■ **Request**
For each line in the data below that holds "index", return a copy.
## BEGIN Data provided
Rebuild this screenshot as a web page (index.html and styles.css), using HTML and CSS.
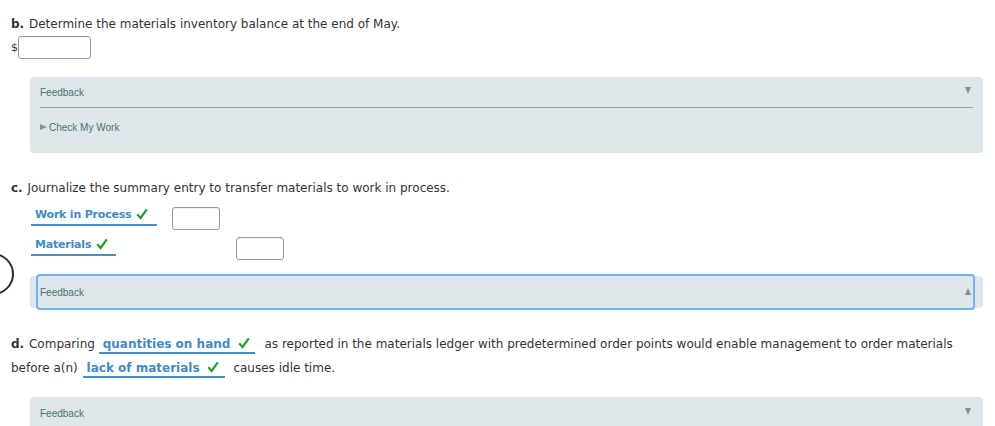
FILE: index.html
```html
<!DOCTYPE html>
<html>
<head>
<meta charset="utf-8">
<link rel="stylesheet" href="styles.css">
</head>
<body>
<div class="page">
  <section class="part part-b">
    <p class="q"><b>b.</b> Determine the materials inventory balance at the end of May.</p>
    <div class="money"><span class="cur">$</span><span class="input wide"></span></div>
    <div class="feedback fb1">
      <div class="fb-head"><span>Feedback</span><span class="tri down"></span></div>
      <div class="fb-body"><span class="tri right"></span>Check My Work</div>
    </div>
  </section>

  <section class="part part-c">
    <p class="q"><b>c.</b> Journalize the summary entry to transfer materials to work in process.</p>
    <div class="jrow r1">
      <span class="sel acct1">Work in Process <svg class="chk" viewBox="0 0 12 12"><path d="M1.2 6.2 L4.6 10 L10.8 1.4"/></svg></span>
      <span class="input small"></span>
    </div>
    <div class="jrow r2">
      <span class="sel acct2">Materials <svg class="chk" viewBox="0 0 12 12"><path d="M1.2 6.2 L4.6 10 L10.8 1.4"/></svg></span>
      <span class="input small cr"></span>
    </div>
    <div class="feedback fb2">
      <div class="fb-head focused"><span>Feedback</span><span class="tri up"></span></div>
    </div>
  </section>

  <section class="part part-d">
    <p class="q dq"><b>d.</b> <span>Comparing</span> <span class="ins s1">quantities on hand <svg class="chk" viewBox="0 0 12 12"><path d="M1.2 6.2 L4.6 10 L10.8 1.4"/></svg></span> <span>as reported in the materials ledger with predetermined order points would enable management to order materials</span> <span>before a(n)</span> <span class="ins s2">lack of materials <svg class="chk" viewBox="0 0 12 12"><path d="M1.2 6.2 L4.6 10 L10.8 1.4"/></svg></span> <span>causes idle time.</span></p>
    <div class="feedback fb3">
      <div class="fb-head"><span>Feedback</span><span class="tri down"></span></div>
    </div>
  </section>
</div>
<div class="ring"></div>
</body>
</html>
```
FILE: styles.css
```css
html, body {
  margin: 0;
  padding: 0;
  background: #fff;
  overflow: hidden;
}
body {
  width: 995px;
  height: 426px;
  position: relative;
  font-family: "DejaVu Sans", Verdana, sans-serif;
  font-size: 12px;
  color: #333;
}
.page {
  padding: 16px 0 0 11px;
}
.q {
  margin: 0;
  line-height: 16px;
}
.q b {
  font-weight: bold;
  margin-right: 1px;
}
.money {
  display: flex;
  align-items: center;
  margin-top: 4px;
  height: 23px;
}
.cur {
  width: 7px;
  font-size: 11px;
}
.input {
  display: inline-block;
  box-sizing: border-box;
  border: 1px solid #9a9a9a;
  border-radius: 3px;
  background: #fff;
  box-shadow: inset 0 1px 1px rgba(0,0,0,0.06);
}
.input.wide {
  width: 73px;
  height: 23px;
}
.input.small {
  width: 48px;
  height: 23px;
}
.feedback {
  background: #dfe6e9;
  border-radius: 4px;
  margin-left: 19px;
  width: 953px;
  box-sizing: border-box;
  font-family: "Liberation Sans", Arial, sans-serif;
  font-size: 10px;
  color: #4d7373;
}
.fb1 {
  margin-top: 18px;
  height: 76px;
  padding: 0 10px;
}
.fb-head {
  display: flex;
  justify-content: space-between;
  align-items: center;
  height: 31px;
  padding-top: 1px;
  box-sizing: border-box;
}
.fb1 .fb-head {
  border-bottom: 1px solid #9aa2a4;
}
.fb-body {
  display: flex;
  align-items: center;
  height: 38px;
}
.tri {
  display: inline-block;
  width: 0;
  height: 0;
}
.tri.down {
  border-left: 3.5px solid transparent;
  border-right: 3.5px solid transparent;
  border-top: 7px solid #8a8f90;
  margin-right: 2px;
  margin-top: -4px;
}
.tri.up {
  border-left: 3.5px solid transparent;
  border-right: 3.5px solid transparent;
  border-bottom: 7px solid #8a8f90;
  margin-right: 2px;
  margin-top: -2px;
}
.tri.right {
  border-top: 3.5px solid transparent;
  border-bottom: 3.5px solid transparent;
  border-left: 7px solid #8a8f90;
  margin-right: 2px;
}
.part-c {
  margin-top: 27px;
}
.jrow {
  display: flex;
  align-items: center;
  height: 24px;
}
.r1 {
  margin-top: 10px;
  margin-left: 20px;
}
.r2 {
  margin-top: 6px;
  margin-left: 20px;
}
.sel {
  display: inline-flex;
  align-items: center;
  box-sizing: border-box;
  color: #3f8bc9;
  font-weight: bold;
  border-bottom: 2px solid #4a8fc7;
  padding: 0 4px 0 4px;
}
.acct1, .acct2 {
  font-size: 11px;
  letter-spacing: -0.2px;
}
.acct1 {
  width: 126px;
  height: 22px;
  margin-top: -6px;
  margin-right: 15px;
}
.acct2 {
  width: 85px;
  height: 22px;
  margin-top: -6px;
  margin-right: 120px;
}
.chk {
  width: 12px;
  height: 12px;
  margin-left: 5px;
}
.chk path {
  fill: none;
  stroke: #1ea22e;
  stroke-width: 2.2;
  stroke-linecap: butt;
}
.fb2 {
  margin-top: 16px;
  height: 32px;
  padding: 0 10px 0 8px;
}
.fb2 .fb-head {
  height: 32px;
  padding-left: 2px;
  padding-right: 0;
}
.focused {
  outline: 2.5px solid #6fb0f7;
  outline-offset: 0;
  border-radius: 2px;
}
.part-d {
  margin-top: 24px;
}
.dq {
  line-height: 24px;
  width: 965px;
}
.ins {
  display: inline-block;
  box-sizing: border-box;
  color: #3f8bc9;
  font-weight: bold;
  line-height: 15px;
  padding: 0 4px;
  border-bottom: 2px solid #4a8fc7;
  white-space: nowrap;
}
.ins .chk {
  vertical-align: -1px;
  margin-left: 3px;
}
.s1 {
  width: 156px;
  margin: 0 6px 0 0;
}
.s2 {
  width: 142px;
  margin: 0 5px 0 1px;
}
.fb3 {
  margin-top: 17px;
  height: 40px;
  padding: 0 10px;
}
.fb3 .fb-head {
  height: 31px;
}
.ring {
  position: absolute;
  left: -28px;
  top: 253px;
  width: 38px;
  height: 38px;
  border: 2.5px solid #2e2e2e;
  border-radius: 50%;
}
```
## END Data provided
■ **Correct answer**
Rebuild this screenshot as a web page (index.html and styles.css), using HTML and CSS.
FILE: index.html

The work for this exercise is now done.